Here's a breakdown of my Toronto Hydro fees:

Basic rates: this is what everyone THINKS they're paying for power:

On-peak: $0.161/kWh
Mid peak: $0.121/kWh
Off peak: $0.08/kWh

Fairly high, but not so bad compared to California!

...but then there are the fees:

transmission losses: multiply kWh used x 1.0376
transmission charges: $0.014/kWh
distribution: $0.015/kWh
regulatory: $0.005/kWh
debt retirement: $0.007/kWh
customer charge: fixed fee, works out to $0.014/kWh for me over a typical month.

That's $0.055/kWh in fees, plus the 3.76% multiplier for distribution losses

Then there's 13% HST on the whole works- yes, that's a real cost, even though it isn't hidden in the price like it is in gasoline at the pump.

That works out to roughly $0.20/kWh all in, average of on peak and off peak. That's the figure I use for comparing cost savings from efficiency or offsetting with rooftop generation etc. Lots of options pay back at $0.20/kWh. What depresses me is that the microFIT contracts for solar PV pay people $0.50 or so (it was previously $0.80) per kWh for all the power they generate from their rooftops, even if not a single electron in fact leaves their houses and enters the grid...those FIT programs should only be for net excess power generated.

Contrary to popular belief, there hasn't been a mass exodus of manufacturing in Ontario due to increased power pricing. Manufacturing has been in decline locally, but it's resulted almost entirely from industry consolidation and offshoring- and that has helped us avoid installing another CANDU reactor plant which would cost tens of billions of dollars that we could otherwise invest in transit etc. As a society we prefer (now) to import cheap goods of all kinds and let others obtain all the benefits of manufacturing them. Trade protectionism is out of vogue in the developed world for manufactured goods. Agricultural goods produced by the very poorest workers in the world (in sub-Saharan Africa) are still subject to crushing duties here though- I guess farmers still have quite a bit of lobbying power, and unlike China or Korea etc., the sub Saharan countries lack the clout to fight back.
 
NS is simpler.
$10.83 / month fee 'base charge'
$0.14947 / kWh
Only 5% GST (the provincial HST is rebated for some reason)

That's it.

I've never bothered with ToD since my heating fraction is low, it would work against me.
 
Wow, that is uncharacteristically plain and simple! What are those guys thinking? People might actually understand their bills that way!

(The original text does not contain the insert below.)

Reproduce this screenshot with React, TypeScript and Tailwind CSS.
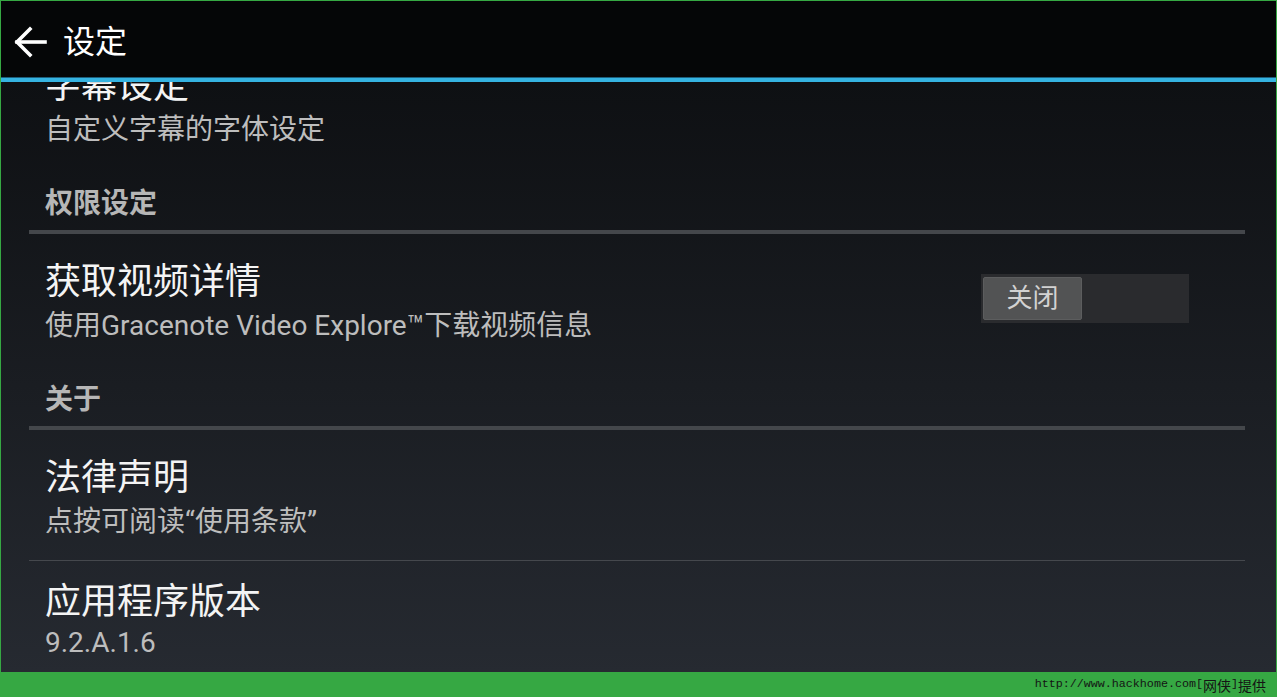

Time of day metering is mandatory here. The great thing is that if you sign up for their Peaksaver program (giving them the power to turn your air conditioner off for short periods during the peak, actually saving me money in the process- we only really NEED it for sleeping in July and August), they give you a digital power monitor which interfaces with the smart meter. Easy way to understand what's drawing power in your home, and when.